§ Task instructions: From the line containing "Output the HTML that produces this rendering." down to the final line of the entries below, quote every line verbatim. Exclude pictures.
### Data records ###
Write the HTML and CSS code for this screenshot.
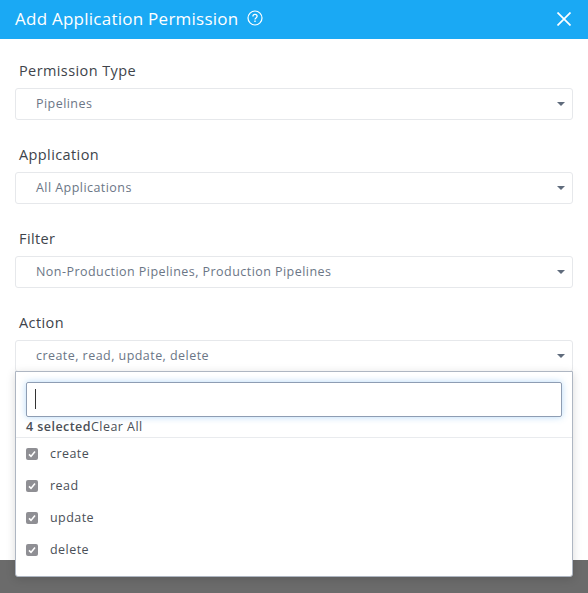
FILE: index.html
```html
<!DOCTYPE html>
<html lang="en">
<head>
  <meta charset="UTF-8" />
  <title>Add Application Permission</title>
  <link rel="stylesheet" href="styles.css">
</head>
<body>
<div class="modal">
  <header class="modal-header">
    <h1>Add Application Permission</h1>
    <svg class="help-icon" width="16" height="16" viewBox="0 0 16 16" fill="none" stroke="#fff">
      <circle cx="8" cy="8" r="7" stroke-width="1.2"/>
      <path d="M5.9 6.4c0-1.3 1-2 2.1-2s2.1.7 2.1 1.9c0 1.6-2.1 1.6-2.1 3.1" stroke-width="1.3"/>
      <path d="M8 10.6v1.3" stroke-width="1.4"/>
    </svg>
    <svg class="close-icon" width="14" height="14" viewBox="0 0 14 14" stroke="#fff" stroke-width="1.7">
      <path d="M0.5 0.5L13.5 13.5M13.5 0.5L0.5 13.5"/>
    </svg>
  </header>

  <div class="modal-body">
    <div class="field">
      <label>Permission Type</label>
      <div class="select"><span>Pipelines</span><i class="caret"></i></div>
    </div>
    <div class="field">
      <label>Application</label>
      <div class="select"><span>All Applications</span><i class="caret"></i></div>
    </div>
    <div class="field">
      <label>Filter</label>
      <div class="select"><span>Non-Production Pipelines, Production Pipelines</span><i class="caret"></i></div>
    </div>
    <div class="field field-open">
      <label>Action</label>
      <div class="select"><span>create, read, update, delete</span><i class="caret"></i></div>

      <div class="dropdown">
        <div class="search"><div class="cursor"></div></div>
        <div class="summary"><b>4 selected</b><span>Clear All</span></div>
        <ul class="options">
          <li><span class="check"><svg width="8" height="8" viewBox="0 0 8 8" fill="none" stroke="#fff" stroke-width="1.6"><path d="M1 4.4L3 6.4L7 1.4"/></svg></span>create</li>
          <li><span class="check"><svg width="8" height="8" viewBox="0 0 8 8" fill="none" stroke="#fff" stroke-width="1.6"><path d="M1 4.4L3 6.4L7 1.4"/></svg></span>read</li>
          <li><span class="check"><svg width="8" height="8" viewBox="0 0 8 8" fill="none" stroke="#fff" stroke-width="1.6"><path d="M1 4.4L3 6.4L7 1.4"/></svg></span>update</li>
          <li><span class="check"><svg width="8" height="8" viewBox="0 0 8 8" fill="none" stroke="#fff" stroke-width="1.6"><path d="M1 4.4L3 6.4L7 1.4"/></svg></span>delete</li>
        </ul>
      </div>
    </div>
  </div>
</div>
</body>
</html>
```

FILE: styles.css
```css
html, body {
  margin: 0;
  height: 100%;
}

body {
  font-family: "Open Sans", sans-serif;
  background: linear-gradient(#4f4f4f, #6b6b6b 10px);
  height: 593px;
  overflow: hidden;
  color: #4a4f57;
}

.modal {
  background-color: white;
  height: 560px;
}

.modal-header {
  background-color: #1aa9f4;
  height: 39px;
  padding: 0 17px 0 15px;
  display: flex;
  align-items: center;
  color: white;
}

.modal-header h1 {
  margin: 0 0 3px;
  font-size: 17px;
  font-weight: 400;
  letter-spacing: 0.25px;
}

.help-icon {
  margin-left: 8px;
  margin-top: -3px;
}

.close-icon {
  margin-left: auto;
  margin-top: -2px;
}

.modal-body {
  padding: 22px 15px 0;
}

.field {
  margin-bottom: 25px;
}

.field-open {
  position: relative;
}

.field label {
  display: block;
  font-size: 14.5px;
  line-height: 20px;
  letter-spacing: 0.4px;
  margin: 0 0 7px 4px;
  color: #40444b;
}

.select {
  box-sizing: border-box;
  height: 32px;
  border: 1px solid #e6e8eb;
  border-radius: 3px;
  padding-left: 20px;
  padding-bottom: 1px;
  display: flex;
  align-items: center;
  justify-content: space-between;
  font-size: 12.5px;
  letter-spacing: 0.45px;
  color: #6b7686;
}

.caret {
  width: 0;
  height: 0;
  border-left: 4px solid transparent;
  border-right: 4px solid transparent;
  border-top: 4px solid #5f6b7c;
  margin-right: 7px;
}

.dropdown {
  position: absolute;
  top: 58px;
  left: 0;
  right: 0;
  height: 206px;
  box-sizing: border-box;
  background-color: white;
  border: 1px solid #aeb6c2;
  border-radius: 0 0 3px 3px;
  box-shadow: 0 2px 10px rgba(0, 0, 0, 0.15);
  padding: 10px 10px 0;
}

.search {
  box-sizing: border-box;
  height: 35px;
  border: 1px solid #8e9db3;
  border-radius: 2px;
  box-shadow: 0 0 7px rgba(90, 170, 240, 0.45);
  padding: 6px 8px;
}

.cursor {
  width: 1px;
  height: 20px;
  background-color: #333;
}

.summary {
  font-size: 12.5px;
  line-height: 20px;
  letter-spacing: 0.45px;
  margin: 0 -10px;
  padding: 0 10px;
  border-bottom: 1px solid #e9ebee;
  color: #4a4f57;
}

.summary b {
  font-weight: 600;
}

.options {
  list-style: none;
  margin: -1px 0 0;
  padding: 0;
}

.options li {
  height: 32px;
  display: flex;
  align-items: center;
  font-size: 12.5px;
  letter-spacing: 0.45px;
}

.check {
  width: 12px;
  height: 12px;
  margin: 2px 12px 0 0;
  border-radius: 2px;
  background-color: #8f8f94;
  display: flex;
  align-items: center;
  justify-content: center;
}
```
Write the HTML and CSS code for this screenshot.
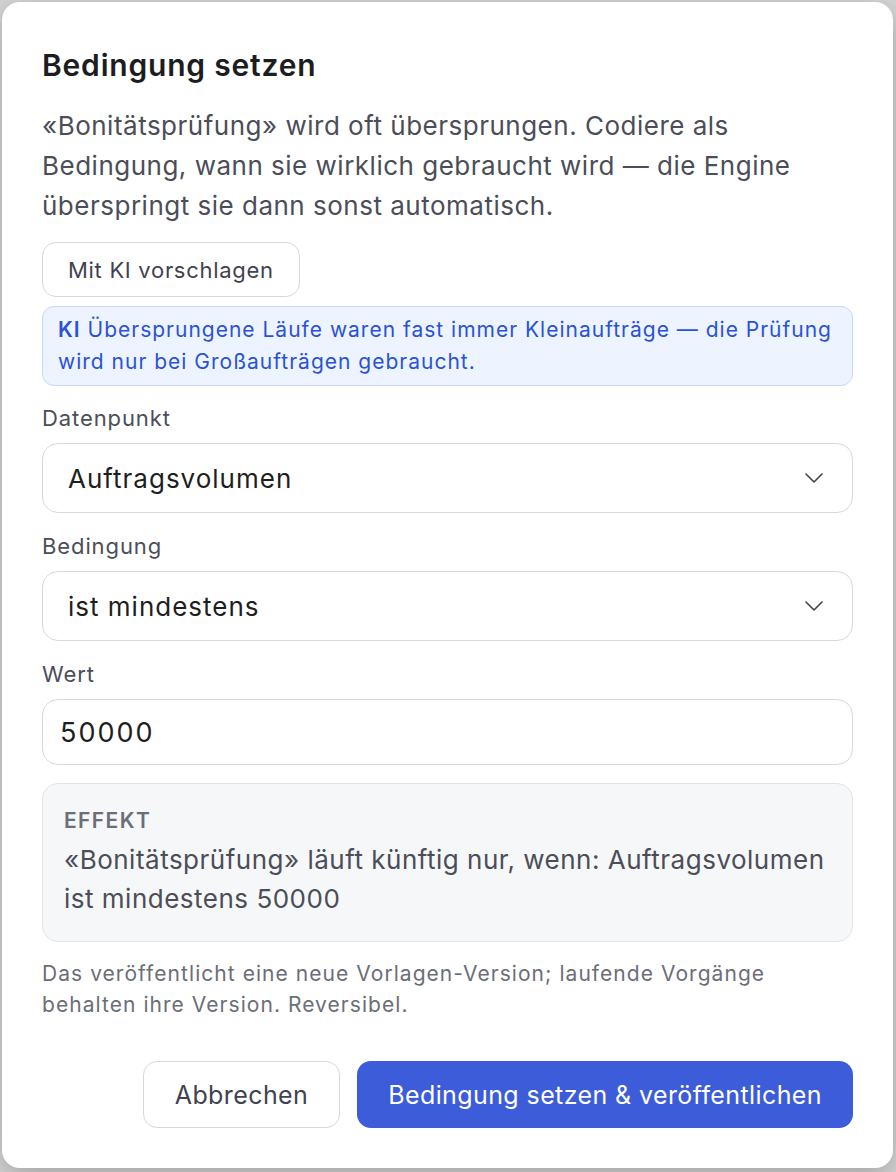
FILE: index.html
```html
<!DOCTYPE html>
<html lang="de">
<head>
<meta charset="utf-8">
<link rel="stylesheet" href="styles.css">
</head>
<body>
<div class="dialog">
  <h1 class="title">Bedingung setzen</h1>
  <p class="intro">«Bonitätsprüfung» wird oft übersprungen. Codiere als Bedingung, wann sie wirklich gebraucht wird — die Engine überspringt sie dann sonst automatisch.</p>
  <div class="ai-row"><button class="btn-ghost">Mit KI vorschlagen</button></div>
  <div class="ai-box"><b class="ai-tag">KI</b> Übersprungene Läufe waren fast immer Kleinaufträge — die Prüfung wird nur bei Großaufträgen gebraucht.</div>

  <div class="field">
    <div class="label">Datenpunkt</div>
    <div class="select"><span>Auftragsvolumen</span>
      <svg class="chev" width="20" height="12" viewBox="0 0 20 12"><path d="M2 2 L10 10 L18 2" fill="none" stroke="#3d404a" stroke-width="1.6" stroke-linecap="round" stroke-linejoin="round"/></svg>
    </div>
  </div>
  <div class="field">
    <div class="label">Bedingung</div>
    <div class="select"><span>ist mindestens</span>
      <svg class="chev" width="20" height="12" viewBox="0 0 20 12"><path d="M2 2 L10 10 L18 2" fill="none" stroke="#3d404a" stroke-width="1.6" stroke-linecap="round" stroke-linejoin="round"/></svg>
    </div>
  </div>
  <div class="field">
    <div class="label">Wert</div>
    <div class="input">50000</div>
  </div>

  <div class="effect">
    <div class="effect-head">EFFEKT</div>
    <div class="effect-text">«Bonitätsprüfung» läuft künftig nur, wenn: Auftragsvolumen ist mindestens 50000</div>
  </div>

  <p class="note">Das veröffentlicht eine neue Vorlagen-Version; laufende Vorgänge behalten ihre Version. Reversibel.</p>

  <div class="actions">
    <button class="btn-cancel">Abbrechen</button>
    <button class="btn-primary">Bedingung setzen &amp; veröffentlichen</button>
  </div>
</div>
</body>
</html>
```
FILE: styles.css
```css
html, body {
  margin: 0;
  padding: 0;
  height: 100%;
}
body {
  background: #d6d6d6;
  font-family: Inter, "Noto Sans", sans-serif;
  padding: 2px 3px 4px 2px;
  box-sizing: border-box;
}
.dialog {
  background: #fff;
  border-radius: 18px;
  height: 100%;
  box-sizing: border-box;
  padding: 43px 40px 0 40px;
  box-shadow: 0 8px 30px rgba(0,0,0,0.25);
}
.title {
  margin: 0;
  font-size: 30px;
  font-weight: 600;
  letter-spacing: 0.8px;
  color: #1c1d21;
  line-height: 40px;
}
.intro {
  margin: 21px 0 0 0;
  font-size: 26px;
  letter-spacing: 0.5px;
  line-height: 40px;
  color: #4b4e58;
}
.ai-row {
  margin-top: 16px;
  display: flex;
}
.btn-ghost {
  font-family: inherit;
  font-size: 22px;
  letter-spacing: 0.7px;
  color: #3f4250;
  background: #fff;
  border: 1.5px solid #d8d8dc;
  border-radius: 14px;
  height: 55px;
  padding: 0 25px;
}
.ai-box {
  margin-top: 9px;
  background: #eef4ff;
  border: 1.5px solid #c8d6fb;
  border-radius: 12px;
  color: #2a52d6;
  font-size: 21px;
  letter-spacing: 1px;
  line-height: 32px;
  padding: 7px 15px;
}
.ai-tag {
  font-weight: 600;
}
.field {
  margin-top: 18px;
}
.field + .field {
  margin-top: 19px;
}
.label {
  font-size: 22px;
  letter-spacing: 0.9px;
  line-height: 28px;
  color: #4b4e58;
}
.select, .input {
  margin-top: 11px;
  border: 1.5px solid #d9d9dc;
  border-radius: 16px;
  height: 70px;
  box-sizing: border-box;
  display: flex;
  align-items: center;
  justify-content: space-between;
  padding: 0 28px 0 25px;
  font-size: 26px;
  letter-spacing: 1px;
  color: #1d1e22;
}
.input {
  height: 66px;
  padding-left: 17px;
  font-size: 27px;
  letter-spacing: 2px;
}
.effect {
  margin-top: 18px;
  background: #f6f7f9;
  border: 1.5px solid #e3e4e8;
  border-radius: 16px;
  padding: 22px 21px 23px 21px;
}
.effect-head {
  font-size: 21px;
  font-weight: 600;
  color: #6b6e78;
  letter-spacing: 1.4px;
  line-height: 30px;
}
.effect-text {
  margin-top: 4px;
  font-size: 26px;
  letter-spacing: 0.5px;
  line-height: 39px;
  color: #4b4e58;
}
.note {
  margin: 16px 0 0 0;
  font-size: 21px;
  letter-spacing: 1.05px;
  line-height: 31px;
  color: #6b6e78;
}
.actions {
  margin-top: 41px;
  display: flex;
  justify-content: flex-end;
  gap: 17px;
}
.btn-cancel, .btn-primary {
  font-family: inherit;
  font-size: 25px;
  letter-spacing: 0.4px;
  height: 67px;
  border-radius: 14px;
  padding: 0 31px;
}
.btn-cancel {
  background: #fff;
  border: 1.5px solid #d8d8dc;
  color: #3f4250;
}
.btn-primary {
  background: #3c5cd9;
  border: none;
  color: #fff;
}
```
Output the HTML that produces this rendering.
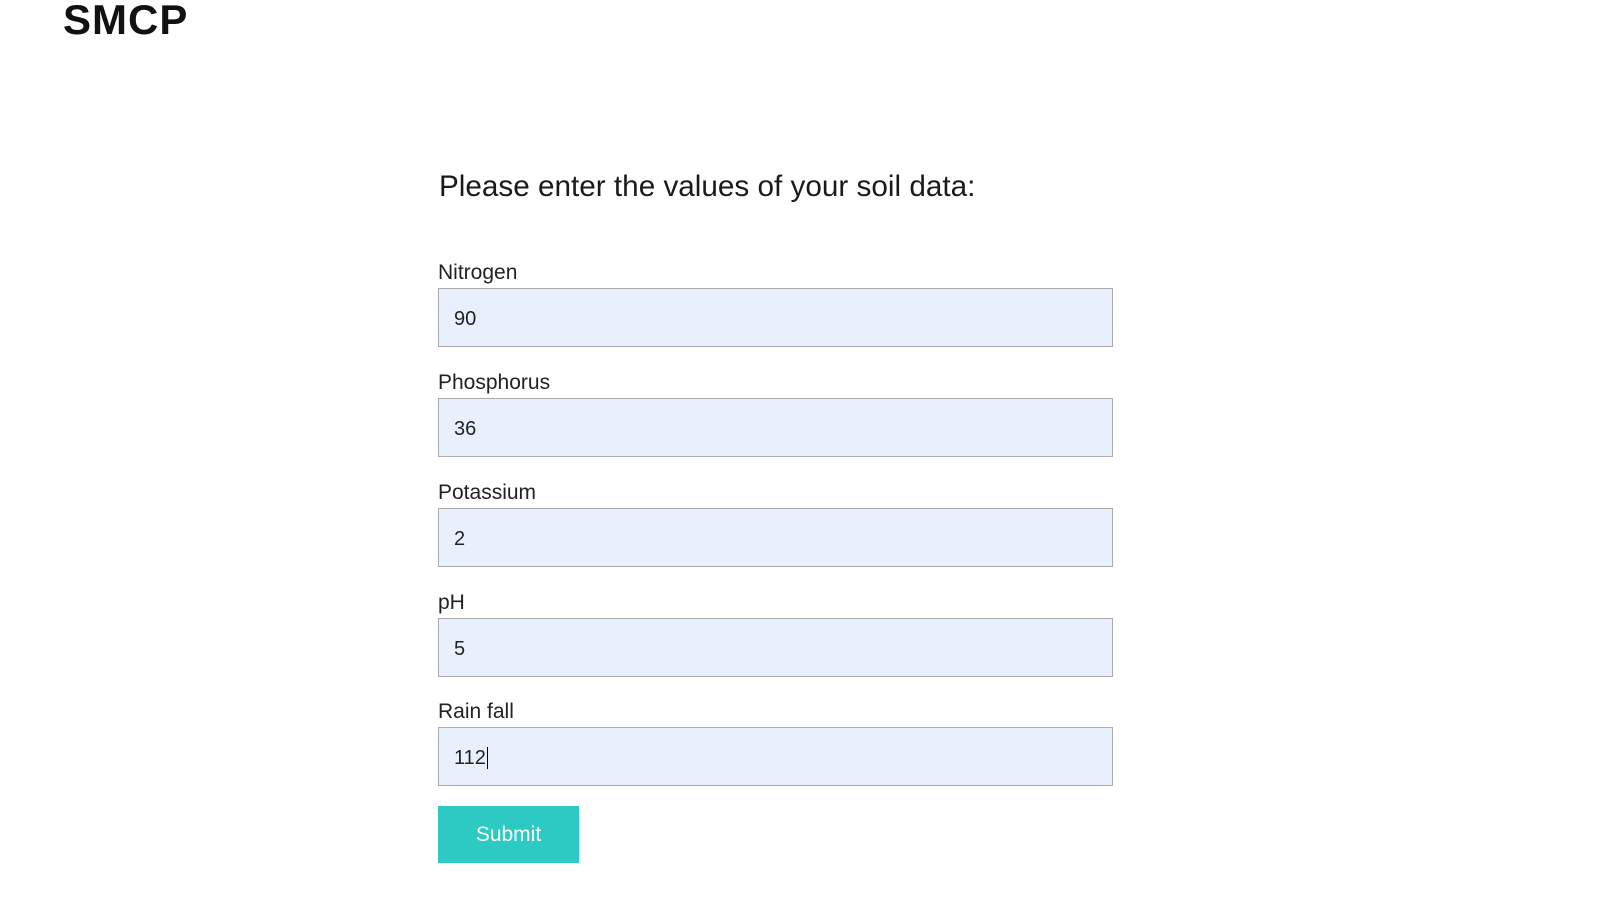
<!DOCTYPE html>
<html><head><style>
body{margin:0;width:1607px;height:907px;background:#fff;font-family:"Liberation Sans",sans-serif;color:#222;position:relative;overflow:hidden}
.t{position:absolute;left:63px;top:-4px;font-size:42px;font-weight:bold;color:#111;letter-spacing:1px}
h2{position:absolute;left:439px;top:170px;margin:0;font-weight:normal;font-size:29.7px;color:#1a1a1a}
.l{position:absolute;left:438px;font-size:21px;color:#222}
.i{position:absolute;left:438px;width:675px;height:59px;background:#e8f0fe;border:1px solid #aaa;font-size:20px;line-height:60px;box-sizing:border-box;padding-left:15px;color:#222}
.b{position:absolute;left:438px;top:806px;width:141px;height:57px;background:#2ccac3;color:#fff;font-size:21px;text-align:center;line-height:57px}
</style></head><body>
<div class="t">SMCP</div>
<h2>Please enter the values of your soil data:</h2>
<div class="l" style="top:261px">Nitrogen</div><div class="i" style="top:288px">90</div>
<div class="l" style="top:371px">Phosphorus</div><div class="i" style="top:398px">36</div>
<div class="l" style="top:481px">Potassium</div><div class="i" style="top:508px">2</div>
<div class="l" style="top:591px">pH</div><div class="i" style="top:618px">5</div>
<div class="l" style="top:700px">Rain fall</div><div class="i" style="top:727px">112<span style="border-left:1px solid #000;margin-left:1px"></span></div>
<div class="b">Submit</div>
</body></html>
###
§ Full answer:
Output the HTML that produces this rendering.
<!DOCTYPE html>
<html><head><style>
body{margin:0;width:1607px;height:907px;background:#fff;font-family:"Liberation Sans",sans-serif;color:#222;position:relative;overflow:hidden}
.t{position:absolute;left:63px;top:-4px;font-size:42px;font-weight:bold;color:#111;letter-spacing:1px}
h2{position:absolute;left:439px;top:170px;margin:0;font-weight:normal;font-size:29.7px;color:#1a1a1a}
.l{position:absolute;left:438px;font-size:21px;color:#222}
.i{position:absolute;left:438px;width:675px;height:59px;background:#e8f0fe;border:1px solid #aaa;font-size:20px;line-height:60px;box-sizing:border-box;padding-left:15px;color:#222}
.b{position:absolute;left:438px;top:806px;width:141px;height:57px;background:#2ccac3;color:#fff;font-size:21px;text-align:center;line-height:57px}
</style></head><body>
<div class="t">SMCP</div>
<h2>Please enter the values of your soil data:</h2>
<div class="l" style="top:261px">Nitrogen</div><div class="i" style="top:288px">90</div>
<div class="l" style="top:371px">Phosphorus</div><div class="i" style="top:398px">36</div>
<div class="l" style="top:481px">Potassium</div><div class="i" style="top:508px">2</div>
<div class="l" style="top:591px">pH</div><div class="i" style="top:618px">5</div>
<div class="l" style="top:700px">Rain fall</div><div class="i" style="top:727px">112<span style="border-left:1px solid #000;margin-left:1px"></span></div>
<div class="b">Submit</div>
</body></html>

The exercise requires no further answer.